— START Information shown —
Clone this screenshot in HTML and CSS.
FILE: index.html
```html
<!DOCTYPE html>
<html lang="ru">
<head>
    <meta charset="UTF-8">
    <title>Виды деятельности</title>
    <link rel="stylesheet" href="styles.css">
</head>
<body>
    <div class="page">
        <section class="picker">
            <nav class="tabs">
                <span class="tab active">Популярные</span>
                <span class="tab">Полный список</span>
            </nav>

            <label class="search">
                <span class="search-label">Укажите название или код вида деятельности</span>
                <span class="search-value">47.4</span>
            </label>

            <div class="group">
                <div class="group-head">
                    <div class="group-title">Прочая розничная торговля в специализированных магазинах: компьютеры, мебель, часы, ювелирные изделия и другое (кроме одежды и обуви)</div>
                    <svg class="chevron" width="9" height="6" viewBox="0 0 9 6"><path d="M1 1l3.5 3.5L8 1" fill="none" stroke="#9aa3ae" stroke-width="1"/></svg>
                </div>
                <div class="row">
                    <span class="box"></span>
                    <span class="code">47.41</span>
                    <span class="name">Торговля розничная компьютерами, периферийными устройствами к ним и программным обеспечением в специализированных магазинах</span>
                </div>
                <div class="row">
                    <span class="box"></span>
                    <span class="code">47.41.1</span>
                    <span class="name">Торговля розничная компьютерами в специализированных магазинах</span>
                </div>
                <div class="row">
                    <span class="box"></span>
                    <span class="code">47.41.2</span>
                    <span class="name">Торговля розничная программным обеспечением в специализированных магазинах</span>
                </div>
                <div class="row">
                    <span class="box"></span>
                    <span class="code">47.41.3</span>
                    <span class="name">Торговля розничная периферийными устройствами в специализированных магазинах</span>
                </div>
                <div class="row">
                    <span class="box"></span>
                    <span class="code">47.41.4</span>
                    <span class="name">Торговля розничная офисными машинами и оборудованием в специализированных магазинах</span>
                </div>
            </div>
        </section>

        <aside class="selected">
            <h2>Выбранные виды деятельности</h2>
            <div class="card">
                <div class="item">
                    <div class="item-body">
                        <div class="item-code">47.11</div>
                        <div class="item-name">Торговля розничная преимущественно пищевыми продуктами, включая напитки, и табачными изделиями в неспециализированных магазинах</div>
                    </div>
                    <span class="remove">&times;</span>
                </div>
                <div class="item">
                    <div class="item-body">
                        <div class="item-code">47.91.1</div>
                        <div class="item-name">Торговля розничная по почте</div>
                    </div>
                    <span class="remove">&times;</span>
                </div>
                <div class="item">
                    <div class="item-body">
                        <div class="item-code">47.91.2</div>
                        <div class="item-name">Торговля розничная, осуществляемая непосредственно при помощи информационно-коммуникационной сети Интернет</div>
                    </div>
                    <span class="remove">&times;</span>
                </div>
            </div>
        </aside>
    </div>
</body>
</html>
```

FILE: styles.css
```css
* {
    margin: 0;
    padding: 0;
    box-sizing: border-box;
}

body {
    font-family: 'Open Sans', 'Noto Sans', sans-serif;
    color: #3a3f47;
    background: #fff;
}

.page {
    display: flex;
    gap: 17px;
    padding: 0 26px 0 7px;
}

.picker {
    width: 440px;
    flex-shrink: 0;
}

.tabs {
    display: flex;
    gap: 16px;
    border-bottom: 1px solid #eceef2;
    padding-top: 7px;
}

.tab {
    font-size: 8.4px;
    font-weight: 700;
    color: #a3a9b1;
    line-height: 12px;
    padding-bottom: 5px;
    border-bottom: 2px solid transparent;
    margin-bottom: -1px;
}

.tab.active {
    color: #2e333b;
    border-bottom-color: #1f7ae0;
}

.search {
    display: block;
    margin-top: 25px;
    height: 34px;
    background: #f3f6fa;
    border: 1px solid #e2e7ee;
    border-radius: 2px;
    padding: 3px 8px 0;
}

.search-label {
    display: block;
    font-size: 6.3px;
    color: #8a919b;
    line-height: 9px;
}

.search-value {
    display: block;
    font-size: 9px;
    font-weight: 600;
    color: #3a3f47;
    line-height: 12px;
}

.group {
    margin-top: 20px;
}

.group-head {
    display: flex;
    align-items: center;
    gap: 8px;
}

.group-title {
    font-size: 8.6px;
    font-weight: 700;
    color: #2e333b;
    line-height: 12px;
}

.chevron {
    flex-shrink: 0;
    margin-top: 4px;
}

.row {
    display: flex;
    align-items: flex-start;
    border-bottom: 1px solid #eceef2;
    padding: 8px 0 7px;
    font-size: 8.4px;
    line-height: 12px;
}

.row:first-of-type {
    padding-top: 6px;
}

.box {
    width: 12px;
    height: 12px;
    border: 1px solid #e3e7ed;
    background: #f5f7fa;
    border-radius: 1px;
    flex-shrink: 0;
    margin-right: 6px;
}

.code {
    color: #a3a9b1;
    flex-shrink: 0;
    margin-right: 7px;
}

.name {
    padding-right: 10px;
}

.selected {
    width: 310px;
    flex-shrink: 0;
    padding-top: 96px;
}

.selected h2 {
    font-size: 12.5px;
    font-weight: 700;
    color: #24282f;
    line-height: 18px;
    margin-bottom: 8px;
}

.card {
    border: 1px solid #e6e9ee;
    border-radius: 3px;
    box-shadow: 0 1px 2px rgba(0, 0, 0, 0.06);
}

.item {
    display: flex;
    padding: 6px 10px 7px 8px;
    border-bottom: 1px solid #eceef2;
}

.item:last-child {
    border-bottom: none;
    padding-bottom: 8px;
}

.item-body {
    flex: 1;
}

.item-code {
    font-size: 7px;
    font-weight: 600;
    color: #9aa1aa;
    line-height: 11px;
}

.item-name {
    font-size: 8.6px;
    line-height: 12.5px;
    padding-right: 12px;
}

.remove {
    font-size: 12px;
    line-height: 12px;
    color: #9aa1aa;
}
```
— END Information shown —
» Set task
Repeat the material above in full, quoting it exactly.

» Finished answer
Clone this screenshot in HTML and CSS.
FILE: index.html
```html
<!DOCTYPE html>
<html lang="ru">
<head>
    <meta charset="UTF-8">
    <title>Виды деятельности</title>
    <link rel="stylesheet" href="styles.css">
</head>
<body>
    <div class="page">
        <section class="picker">
            <nav class="tabs">
                <span class="tab active">Популярные</span>
                <span class="tab">Полный список</span>
            </nav>

            <label class="search">
                <span class="search-label">Укажите название или код вида деятельности</span>
                <span class="search-value">47.4</span>
            </label>

            <div class="group">
                <div class="group-head">
                    <div class="group-title">Прочая розничная торговля в специализированных магазинах: компьютеры, мебель, часы, ювелирные изделия и другое (кроме одежды и обуви)</div>
                    <svg class="chevron" width="9" height="6" viewBox="0 0 9 6"><path d="M1 1l3.5 3.5L8 1" fill="none" stroke="#9aa3ae" stroke-width="1"/></svg>
                </div>
                <div class="row">
                    <span class="box"></span>
                    <span class="code">47.41</span>
                    <span class="name">Торговля розничная компьютерами, периферийными устройствами к ним и программным обеспечением в специализированных магазинах</span>
                </div>
                <div class="row">
                    <span class="box"></span>
                    <span class="code">47.41.1</span>
                    <span class="name">Торговля розничная компьютерами в специализированных магазинах</span>
                </div>
                <div class="row">
                    <span class="box"></span>
                    <span class="code">47.41.2</span>
                    <span class="name">Торговля розничная программным обеспечением в специализированных магазинах</span>
                </div>
                <div class="row">
                    <span class="box"></span>
                    <span class="code">47.41.3</span>
                    <span class="name">Торговля розничная периферийными устройствами в специализированных магазинах</span>
                </div>
                <div class="row">
                    <span class="box"></span>
                    <span class="code">47.41.4</span>
                    <span class="name">Торговля розничная офисными машинами и оборудованием в специализированных магазинах</span>
                </div>
            </div>
        </section>

        <aside class="selected">
            <h2>Выбранные виды деятельности</h2>
            <div class="card">
                <div class="item">
                    <div class="item-body">
                        <div class="item-code">47.11</div>
                        <div class="item-name">Торговля розничная преимущественно пищевыми продуктами, включая напитки, и табачными изделиями в неспециализированных магазинах</div>
                    </div>
                    <span class="remove">&times;</span>
                </div>
                <div class="item">
                    <div class="item-body">
                        <div class="item-code">47.91.1</div>
                        <div class="item-name">Торговля розничная по почте</div>
                    </div>
                    <span class="remove">&times;</span>
                </div>
                <div class="item">
                    <div class="item-body">
                        <div class="item-code">47.91.2</div>
                        <div class="item-name">Торговля розничная, осуществляемая непосредственно при помощи информационно-коммуникационной сети Интернет</div>
                    </div>
                    <span class="remove">&times;</span>
                </div>
            </div>
        </aside>
    </div>
</body>
</html>
```

FILE: styles.css
```css
* {
    margin: 0;
    padding: 0;
    box-sizing: border-box;
}

body {
    font-family: 'Open Sans', 'Noto Sans', sans-serif;
    color: #3a3f47;
    background: #fff;
}

.page {
    display: flex;
    gap: 17px;
    padding: 0 26px 0 7px;
}

.picker {
    width: 440px;
    flex-shrink: 0;
}

.tabs {
    display: flex;
    gap: 16px;
    border-bottom: 1px solid #eceef2;
    padding-top: 7px;
}

.tab {
    font-size: 8.4px;
    font-weight: 700;
    color: #a3a9b1;
    line-height: 12px;
    padding-bottom: 5px;
    border-bottom: 2px solid transparent;
    margin-bottom: -1px;
}

.tab.active {
    color: #2e333b;
    border-bottom-color: #1f7ae0;
}

.search {
    display: block;
    margin-top: 25px;
    height: 34px;
    background: #f3f6fa;
    border: 1px solid #e2e7ee;
    border-radius: 2px;
    padding: 3px 8px 0;
}

.search-label {
    display: block;
    font-size: 6.3px;
    color: #8a919b;
    line-height: 9px;
}

.search-value {
    display: block;
    font-size: 9px;
    font-weight: 600;
    color: #3a3f47;
    line-height: 12px;
}

.group {
    margin-top: 20px;
}

.group-head {
    display: flex;
    align-items: center;
    gap: 8px;
}

.group-title {
    font-size: 8.6px;
    font-weight: 700;
    color: #2e333b;
    line-height: 12px;
}

.chevron {
    flex-shrink: 0;
    margin-top: 4px;
}

.row {
    display: flex;
    align-items: flex-start;
    border-bottom: 1px solid #eceef2;
    padding: 8px 0 7px;
    font-size: 8.4px;
    line-height: 12px;
}

.row:first-of-type {
    padding-top: 6px;
}

.box {
    width: 12px;
    height: 12px;
    border: 1px solid #e3e7ed;
    background: #f5f7fa;
    border-radius: 1px;
    flex-shrink: 0;
    margin-right: 6px;
}

.code {
    color: #a3a9b1;
    flex-shrink: 0;
    margin-right: 7px;
}

.name {
    padding-right: 10px;
}

.selected {
    width: 310px;
    flex-shrink: 0;
    padding-top: 96px;
}

.selected h2 {
    font-size: 12.5px;
    font-weight: 700;
    color: #24282f;
    line-height: 18px;
    margin-bottom: 8px;
}

.card {
    border: 1px solid #e6e9ee;
    border-radius: 3px;
    box-shadow: 0 1px 2px rgba(0, 0, 0, 0.06);
}

.item {
    display: flex;
    padding: 6px 10px 7px 8px;
    border-bottom: 1px solid #eceef2;
}

.item:last-child {
    border-bottom: none;
    padding-bottom: 8px;
}

.item-body {
    flex: 1;
}

.item-code {
    font-size: 7px;
    font-weight: 600;
    color: #9aa1aa;
    line-height: 11px;
}

.item-name {
    font-size: 8.6px;
    line-height: 12.5px;
    padding-right: 12px;
}

.remove {
    font-size: 12px;
    line-height: 12px;
    color: #9aa1aa;
}
```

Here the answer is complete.